Unfortunately, the new document does not change the situation of Anastasia, whose interests I represent, since the profession of printer involves manually moving heavy objects that exceed limits set for women. After changing her gender marker, Anastasia, who had had a successful career as a printer, was suddenly unable to occupy this position under existing legal regulations because of the state’s expressed concern about her health. In practice, these declarative positions are actually a barrier to Anastasia’s work activities instead of concern about her. After changing her gender marker to female, she was fired from her position as printer. As of the current time, courts of two instances have refused to consider her individual abilities and provide her with the ability to work in her chosen profession. The courts focused on concern for women, but in practice they reinforced discriminatory treatment of Anastasia by depriving her of her profession and the means for existence that her work as a printer gave her. But we are not giving up and, with the support of Coming Out, we will continue to carry on the fight for Anastasia’s right to work in her chosen profession.

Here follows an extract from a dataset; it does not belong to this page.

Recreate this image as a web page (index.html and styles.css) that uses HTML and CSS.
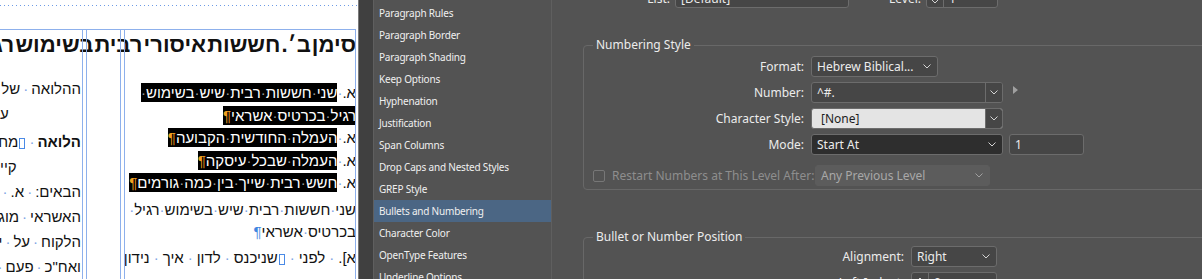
FILE: index.html
```html
<!DOCTYPE html>
<html lang="en">
<head>
    <meta charset="UTF-8">
    <meta name="viewport" content="width=device-width, initial-scale=1.0">
    <title>Paragraph Style Options</title>
    <link rel="stylesheet" href="styles.css">
</head>
<body>
<div class="screen">

    <!-- Document page with guides -->
    <div class="doc" dir="rtl" lang="he">
        <h1 class="doc-title">סימן ב׳. חששות איסורי רבית בשימוש רגיל בכרטיס</h1>
        <div class="cols">
            <div class="col col-right">
                <div class="ln"><span>א.</span><i>·</i><span class="hl">שני<i>·</i>חששות<i>·</i>רבית<i>·</i>שיש<i>·</i>בשימוש<i>·</i></span></div>
                <div class="ln"><span class="hl">רגיל<i>·</i>בכרטיס<i>·</i>אשראי<b>¶</b></span></div>
                <div class="ln"><span>א.</span><i>·</i><span class="hl">העמלה<i>·</i>החודשית<i>·</i>הקבועה<b>¶</b></span></div>
                <div class="ln"><span>א.</span><i>·</i><span class="hl">העמלה<i>·</i>שבכל<i>·</i>עיסקה<b>¶</b></span></div>
                <div class="ln"><span>א.</span><i>·</i><span class="hl">חשש<i>·</i>רבית<i>·</i>שייך<i>·</i>בין<i>·</i>כמה<i>·</i>גורמים<b>¶</b></span></div>
                <div class="ln para">שני<i>·</i>חששות<i>·</i>רבית<i>·</i>שיש<i>·</i>בשימוש<i>·</i>רגיל<i>·</i></div>
                <div class="ln">בכרטיס<i>·</i>אשראי<b class="pil">¶</b></div>
                <div class="ln para wide">א].<i>·</i>לפני<i>·</i><span class="anchor"></span>שניכנס<i>·</i>לדון<i>·</i>איך<i>·</i>נידון</div>
            </div>
            <div class="col col-mid"></div>
            <div class="col col-left">
                <div class="lt">ההלואה<i>·</i>של<i>·</i>הלקוח<i>·</i>לחברת</div>
                <div class="lt end">ע</div>
                <div class="lt gap"><strong>הלואה</strong><i>·</i><span class="anchor"></span>מחברת<i>·</i>האשראי</div>
                <div class="lt end">קיי</div>
                <div class="lt">הבאים:<i>·</i>א.<i>·</i>בכרטיס<i>·</i>חיוב</div>
                <div class="lt">האשראי<i>·</i>מוגדר<i>·</i>החיוב</div>
                <div class="lt">הלקוח<i>·</i>על<i>·</i>ידי<i>·</i>החברה</div>
                <div class="lt">ואח"כ<i>·</i>פעם<i>·</i>אחת<i>·</i>בחודש</div>
                <div class="lt">נחשב<i>·</i>שהיא<i>·</i>הלואה</div>
            </div>
        </div>

        <!-- layout guides drawn over the text -->
        <div class="guide dotted"></div>
        <div class="guide frame-top"></div>
        <div class="guide vline v1"></div>
        <div class="guide vline v2"></div>
        <div class="guide vline v3"></div>
        <div class="guide vline v4"></div>
        <div class="guide vline v5"></div>
    </div>

    <div class="pasteboard"></div>

    <!-- Category list -->
    <ul class="cats">
        <li>Paragraph Rules</li>
        <li>Paragraph Border</li>
        <li>Paragraph Shading</li>
        <li>Keep Options</li>
        <li>Hyphenation</li>
        <li>Justification</li>
        <li>Span Columns</li>
        <li>Drop Caps and Nested Styles</li>
        <li>GREP Style</li>
        <li class="active">Bullets and Numbering</li>
        <li>Character Color</li>
        <li>OpenType Features</li>
        <li>Underline Options</li>
    </ul>

    <!-- Bullets and Numbering settings -->
    <div class="dialog">
        <div class="top-row">
            <span class="lbl lbl-list">List:</span>
            <div class="field w-list">
                <span class="val">[Default]</span>
                <svg class="chev" width="8" height="5" viewBox="0 0 8 5"><path d="M0.5 0.5L4 4L7.5 0.5"/></svg>
            </div>
            <span class="lbl lbl-level">Level:</span>
            <div class="field stepper w-level">
                <span class="step-btn">
                    <svg class="chev up" width="8" height="5" viewBox="0 0 8 5"><path d="M0.5 4.5L4 1L7.5 4.5"/></svg>
                    <svg class="chev" width="8" height="5" viewBox="0 0 8 5"><path d="M0.5 0.5L4 4L7.5 0.5"/></svg>
                </span>
                <span class="val">1</span>
            </div>
        </div>

        <fieldset class="group group-num">
            <legend>Numbering Style</legend>
            <div class="row">
                <span class="lbl">Format:</span>
                <div class="field w-format">
                    <span class="val">Hebrew Biblical...</span>
                    <svg class="chev" width="8" height="5" viewBox="0 0 8 5"><path d="M0.5 0.5L4 4L7.5 0.5"/></svg>
                </div>
            </div>
            <div class="row">
                <span class="lbl">Number:</span>
                <div class="field combo w-wide">
                    <span class="val">^#.</span>
                    <span class="drop"><svg class="chev" width="8" height="5" viewBox="0 0 8 5"><path d="M0.5 0.5L4 4L7.5 0.5"/></svg></span>
                </div>
                <span class="flyout"></span>
            </div>
            <div class="row">
                <span class="lbl">Character Style:</span>
                <div class="field combo light w-wide">
                    <span class="val">[None]</span>
                    <span class="drop"><svg class="chev" width="8" height="5" viewBox="0 0 8 5"><path d="M0.5 0.5L4 4L7.5 0.5"/></svg></span>
                </div>
            </div>
            <div class="row">
                <span class="lbl">Mode:</span>
                <div class="field dark w-wide">
                    <span class="val">Start At</span>
                    <svg class="chev" width="8" height="5" viewBox="0 0 8 5"><path d="M0.5 0.5L4 4L7.5 0.5"/></svg>
                </div>
                <div class="field w-start"><span class="val">1</span></div>
            </div>
            <div class="row row-restart">
                <span class="check"></span>
                <span class="lbl-off">Restart Numbers at This Level After:</span>
                <div class="field off w-after">
                    <span class="val">Any Previous Level</span>
                    <svg class="chev" width="8" height="5" viewBox="0 0 8 5"><path d="M0.5 0.5L4 4L7.5 0.5"/></svg>
                </div>
            </div>
        </fieldset>

        <fieldset class="group group-pos">
            <legend>Bullet or Number Position</legend>
            <div class="row">
                <span class="lbl lbl-pos">Alignment:</span>
                <div class="field w-align">
                    <span class="val">Right</span>
                    <svg class="chev" width="8" height="5" viewBox="0 0 8 5"><path d="M0.5 0.5L4 4L7.5 0.5"/></svg>
                </div>
            </div>
            <div class="row">
                <span class="lbl lbl-pos">Left Indent:</span>
                <div class="field stepper w-align">
                    <span class="step-btn">
                        <svg class="chev up" width="8" height="5" viewBox="0 0 8 5"><path d="M0.5 4.5L4 1L7.5 4.5"/></svg>
                        <svg class="chev" width="8" height="5" viewBox="0 0 8 5"><path d="M0.5 0.5L4 4L7.5 0.5"/></svg>
                    </span>
                    <span class="val">0 mm</span>
                </div>
            </div>
        </fieldset>
    </div>

</div>
</body>
</html>
```

FILE: styles.css
```css
body {
    margin: 0;
    background-color: #535353;
    font-family: "Noto Sans", "Open Sans", sans-serif;
    overflow: hidden;
}
.screen {
    display: flex;
    width: 1202px;
    height: 279px;
    overflow: hidden;
}

/* ---------- document ---------- */
.doc {
    position: relative;
    flex: 0 0 358px;
    height: 279px;
    overflow: hidden;
    background-color: #fff;
    font-family: "Liberation Sans", "DejaVu Sans", sans-serif;
    color: #111;
}
.doc i {
    font-style: normal;
    color: #7ea4e4;
}
.doc-title {
    margin: 30px 2px 0 0;
    height: 30px;
    line-height: 30px;
    font-size: 22px;
    font-weight: bold;
    white-space: nowrap;
    word-spacing: -5px;
}
.cols {
    display: flex;
}
.col {
    overflow: hidden;
    white-space: nowrap;
    font-size: 15px;
}
.col-right {
    flex: 0 0 232px;
    padding: 22px 2px 0 0;
}
.col-mid {
    flex: 0 0 42px;
}
.col-left {
    flex: 0 0 81px;
    padding: 16px 1px 0 0;
}
.ln {
    height: 22.5px;
    line-height: 22.5px;
}
.ln.para {
    margin-top: 4px;
}
.ln.wide {
    margin-top: 3px;
}
.ln.wide i {
    margin: 0 4px;
}
.hl {
    background-color: #000;
    color: #fff;
    padding: 1px 0;
}
.hl i {
    color: #9a9a9a;
}
.hl b {
    color: #f0a020;
    font-weight: normal;
}
.pil {
    color: #3f86e0;
    font-weight: normal;
}
.anchor {
    display: inline-block;
    width: 4px;
    height: 9px;
    border: 1px solid #4a8ae6;
    margin: 0 1px;
    vertical-align: -2px;
}
.lt {
    height: 25px;
    line-height: 25px;
}
.lt i {
    margin: 0 3px;
}
.lt.gap {
    margin-top: 3px;
}
.lt.end {
    text-align: left;
}
.guide {
    position: absolute;
    background-color: #8db0ec;
}
.guide.dotted {
    top: 5px;
    left: 0;
    width: 357px;
    height: 1px;
    background: repeating-linear-gradient(to right, #6d9be6 0 1px, transparent 1px 4px);
}
.guide.frame-top {
    top: 29px;
    left: 0;
    width: 356px;
    height: 1px;
}
.guide.vline {
    top: 29px;
    bottom: 0;
    width: 1px;
}
.v1 { left: 82px; }
.v2 { left: 86px; }
.v3 { left: 120px; }
.v4 { left: 124px; }
.v5 { left: 355px; }

.pasteboard {
    flex: 0 0 14px;
    background-color: #404040;
    border-left: 1px solid #7a7a7a;
}

/* ---------- category list ---------- */
.cats {
    flex: 0 0 177px;
    margin: 0;
    padding: 2px 0 0 0;
    list-style: none;
    border-left: 1px solid #5f5f5f;
    border-right: 1px solid #5f5f5f;
    font-size: 10px;
    letter-spacing: -0.2px;
    color: #f0f0f0;
}
.cats li {
    height: 22px;
    line-height: 22px;
    padding-left: 5px;
    white-space: nowrap;
}
.cats li.active {
    background-color: #4b6684;
}

/* ---------- dialog ---------- */
.dialog {
    flex: 1;
    font-size: 12px;
    color: #ececec;
    overflow: hidden;
}
.top-row {
    display: flex;
    align-items: center;
    height: 19px;
    margin-top: -11px;
}
.lbl {
    text-align: right;
    white-space: nowrap;
}
.lbl-list {
    width: 118px;
}
.lbl-level {
    width: 72px;
}
.field {
    display: flex;
    align-items: center;
    box-sizing: border-box;
    height: 100%;
    background-color: #464646;
    border: 1px solid #6c6c6c;
    border-radius: 3px;
    white-space: nowrap;
    overflow: hidden;
}
.field .val {
    flex: 1;
    padding-left: 5px;
}
.chev {
    flex: none;
    margin-right: 6px;
    fill: none;
    stroke: #d4d4d4;
    stroke-width: 1;
}
.w-list {
    width: 174px;
    margin-left: 5px;
}
.w-level {
    width: 72px;
    margin-left: 5px;
}
.stepper .step-btn {
    display: flex;
    flex-direction: column;
    align-items: center;
    justify-content: space-between;
    box-sizing: border-box;
    width: 17px;
    height: 100%;
    padding: 4px 0;
    border-right: 1px solid #6c6c6c;
}
.stepper .step-btn .chev {
    margin: 0;
}

.group {
    box-sizing: border-box;
    width: 700px;
    margin: 0 0 0 31px;
    padding: 3px 0 3px 0;
    border: 1px solid #686868;
    border-radius: 4px;
    min-inline-size: 0;
}
.group legend {
    height: 16px;
    line-height: 16px;
    margin-left: 9px;
    padding: 0 3px;
}
.group-num {
    margin-top: 29px;
}
.group-pos {
    margin-top: 39px;
    padding-top: 1px;
}
.row {
    display: flex;
    align-items: center;
    height: 21px;
    margin-bottom: 5px;
}
.row .lbl {
    width: 220px;
    margin-right: 7px;
}
.row .lbl-pos {
    width: 320px;
}
.w-format {
    width: 127px;
}
.w-wide {
    width: 192px;
}
.w-start {
    width: 75px;
    margin-left: 6px;
}
.w-align {
    width: 86px;
}
.combo .drop {
    display: flex;
    align-items: center;
    justify-content: center;
    width: 16px;
    height: 100%;
    border-left: 1px solid #6c6c6c;
    background-color: #464646;
}
.combo .drop .chev {
    margin: 0;
}
.field.light {
    background-color: #e4e4e4;
    color: #1e1e1e;
}
.field.light .val {
    padding-left: 9px;
}
.field.dark {
    background-color: #2e2e2e;
}
.flyout {
    width: 0;
    height: 0;
    margin: 0 0 6px 10px;
    border-top: 4px solid transparent;
    border-bottom: 4px solid transparent;
    border-left: 5px solid #a0a0a0;
}
.row-restart {
    margin: 10px 0 0 0;
}
.check {
    box-sizing: border-box;
    width: 12px;
    height: 12px;
    margin-left: 9px;
    border: 1px solid #777;
    border-radius: 2px;
}
.lbl-off {
    width: 203px;
    margin-left: 7px;
    color: #8e8e8e;
    white-space: nowrap;
}
.field.off {
    background-color: #5c5c5c;
    border-color: #5c5c5c;
    color: #a8a8a8;
}
.field.off .chev {
    stroke: #a0a0a0;
}
.w-after {
    width: 175px;
}
```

The list of jobs and positions with harmful and (or) dangerous work conditions established in the draft document has significantly curtailed the list of professions banned for women. But this reduction is purely cosmetic in nature because types of jobs banned for women have been generalized. At the same time, there has been a certain relaxation of the list, and specific professions (for example, cargo train conductor under special work conditions, jobs involving the operation and maintenance of radio and communications equipment on structures (towers, poles) over 10 meters in height that are not equipped with elevators, and others) have become accessible to women. But this does not change the fact that gender stereotypes existing in society are still reproduced in regulations and create artificial barriers for women to access the labor market.